— Information shown —
━━━━━━━━━━━━━━━━

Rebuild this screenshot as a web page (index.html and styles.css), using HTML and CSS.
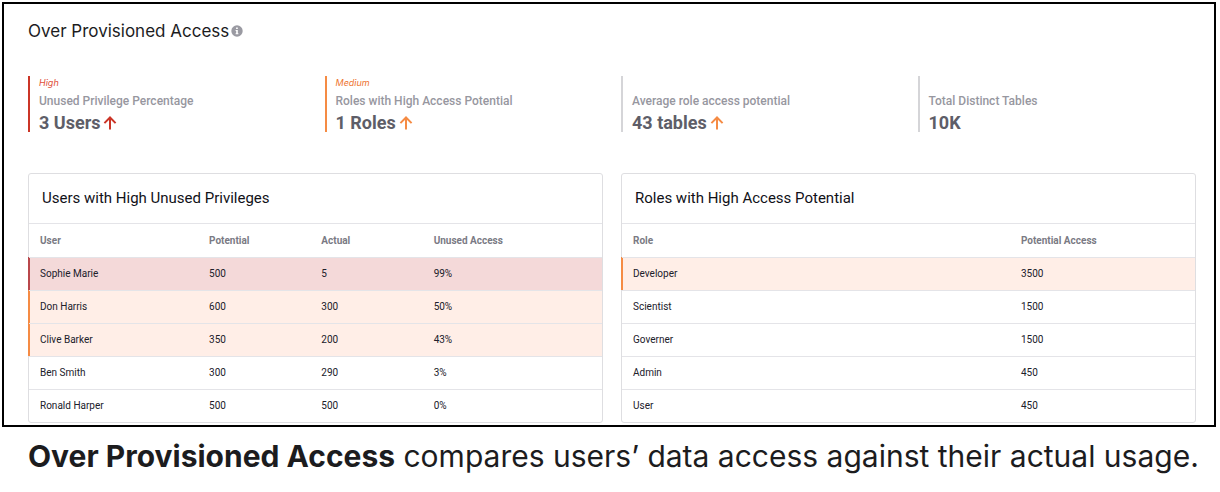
FILE: index.html
```
<!DOCTYPE html>
<html lang="en">
<head>
  <meta charset="UTF-8">
  <title>Over Provisioned Access</title>
  <meta name="viewport" content="width=device-width, initial-scale=1">
  <link rel="stylesheet" href="styles.css">
</head>
<body>
  <main class="dashboard">
    <div class="page-title">
      <h1>Over Provisioned Access</h1>
      <svg class="info-icon" viewBox="0 0 12 12" role="img" aria-label="Info">
        <circle cx="6" cy="6" r="5.7" fill="#9a9aa2"/>
        <path d="M5.1 2.4h1.7v1.5H5.1zM4.6 4.9h2.2v3.3h.6v1H4.6v-1h.6V5.9h-.6z" fill="#fff"/>
      </svg>
    </div>

    <section class="stats">
      <div class="stat high">
        <em>High</em>
        <h3>Unused Privilege Percentage</h3>
        <p>3 Users
          <svg class="arrow" viewBox="0 0 14 14" aria-hidden="true"><path d="M7 13.6V1.6M1.4 7.1L7 1.5l5.6 5.6"/></svg>
        </p>
      </div>
      <div class="stat medium">
        <em>Medium</em>
        <h3>Roles with High Access Potential</h3>
        <p>1 Roles
          <svg class="arrow" viewBox="0 0 14 14" aria-hidden="true"><path d="M7 13.6V1.6M1.4 7.1L7 1.5l5.6 5.6"/></svg>
        </p>
      </div>
      <div class="stat">
        <h3>Average role access potential</h3>
        <p>43 tables
          <svg class="arrow" viewBox="0 0 14 14" aria-hidden="true"><path d="M7 13.6V1.6M1.4 7.1L7 1.5l5.6 5.6"/></svg>
        </p>
      </div>
      <div class="stat">
        <h3>Total Distinct Tables</h3>
        <p>10K</p>
      </div>
    </section>

    <section class="cards">
      <div class="card">
        <h2>Users with High Unused Privileges</h2>
        <table class="users">
          <thead>
            <tr><th>User</th><th>Potential</th><th>Actual</th><th>Unused Access</th></tr>
          </thead>
          <tbody>
            <tr class="row-high"><td>Sophie Marie</td><td>500</td><td>5</td><td>99%</td></tr>
            <tr class="row-medium"><td>Don Harris</td><td>600</td><td>300</td><td>50%</td></tr>
            <tr class="row-medium"><td>Clive Barker</td><td>350</td><td>200</td><td>43%</td></tr>
            <tr><td>Ben Smith</td><td>300</td><td>290</td><td>3%</td></tr>
            <tr><td>Ronald Harper</td><td>500</td><td>500</td><td>0%</td></tr>
          </tbody>
        </table>
      </div>
      <div class="card">
        <h2>Roles with High Access Potential</h2>
        <table class="roles">
          <thead>
            <tr><th>Role</th><th>Potential Access</th></tr>
          </thead>
          <tbody>
            <tr class="row-medium"><td>Developer</td><td>3500</td></tr>
            <tr><td>Scientist</td><td>1500</td></tr>
            <tr><td>Governer</td><td>1500</td></tr>
            <tr><td>Admin</td><td>450</td></tr>
            <tr><td>User</td><td>450</td></tr>
          </tbody>
        </table>
      </div>
    </section>
  </main>

  <p class="caption"><strong>Over Provisioned Access</strong> compares users’ data access against their actual usage.</p>
</body>
</html>
```
FILE: styles.css
```
* {
  box-sizing: border-box;
}

body {
  margin: 0;
  padding: 2px 4px 0 2px;
  background: #fff;
  color: #1c1c1e;
  font-family: Roboto, sans-serif;
}

h1, h2, h3, p {
  margin: 0;
  font-weight: 400;
}

.dashboard {
  border: 2px solid #000;
  padding: 16px 18px 2px 24px;
}

.page-title {
  display: flex;
  align-items: center;
  gap: 2px;
}

h1 {
  font-family: Inter, sans-serif;
  font-size: 17px;
  line-height: 22px;
}

.info-icon {
  width: 12px;
  height: 12px;
}

.stats {
  display: grid;
  grid-template-columns: repeat(4, 1fr);
  gap: 18px;
  margin-top: 34px;
}

.stat {
  display: flex;
  flex-direction: column;
  justify-content: flex-end;
  height: 56px;
  padding-left: 9px;
  border-left: 2px solid #d5d5d8;
}

.stat em {
  font-family: Inter, sans-serif;
  font-size: 9px;
  font-weight: 400;
  line-height: 10px;
  color: #e04e39;
}

.stat h3 {
  font-size: 12px;
  font-weight: 500;
  line-height: 26px;
  color: #97979f;
}

.stat p {
  display: flex;
  align-items: center;
  gap: 3px;
  font-size: 18px;
  font-weight: 700;
  line-height: 18px;
  color: #5e5e68;
}

.arrow {
  width: 14px;
  height: 14px;
  fill: none;
  stroke: #f58b44;
  stroke-width: 2;
}

.high {
  border-color: #cb3527;
}

.high .arrow {
  stroke: #cb3527;
}

.medium {
  border-color: #f58b44;
}

.medium em {
  color: #ee7430;
}

.cards {
  display: grid;
  grid-template-columns: 1fr 1fr;
  gap: 18px;
  margin-top: 41px;
}

.card {
  border: 1px solid #dedee1;
  border-radius: 3px;
}

.card h2 {
  padding: 0 13px;
  font-size: 15px;
  line-height: 49px;
  color: #111118;
}

table {
  width: 100%;
  table-layout: fixed;
  border-collapse: separate;
  border-spacing: 0;
}

th, td {
  height: 33px;
  padding: 0 11px;
  border-top: 1px solid #e4e4e8;
  font-size: 10px;
  line-height: 16px;
  text-align: left;
  color: #20202a;
}

th {
  height: 34px;
  font-weight: 700;
  color: #7a7a84;
}

.users th:first-child {
  width: 29.5%;
}

.users th:nth-child(2),
.users th:nth-child(3) {
  width: 19.6%;
}

.roles th:first-child {
  width: 67.7%;
}

.row-high {
  background: #f4d9d9;
}

.row-medium {
  background: #ffeee7;
}

.row-high td:first-child {
  box-shadow: inset 1px 0 #b9474b, -1px 0 #b9474b;
}

.row-medium td:first-child {
  box-shadow: inset 1px 0 #f58b44, -1px 0 #f58b44;
}

.caption {
  padding: 7px 16px 0 26px;
  font-family: Inter, sans-serif;
  font-size: 30px;
  line-height: 44px;
}
```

━━━━━━━━━━━━━━━━

— Instruction —
The answer is a single number: how many lines include the word "page"?

— Result —
3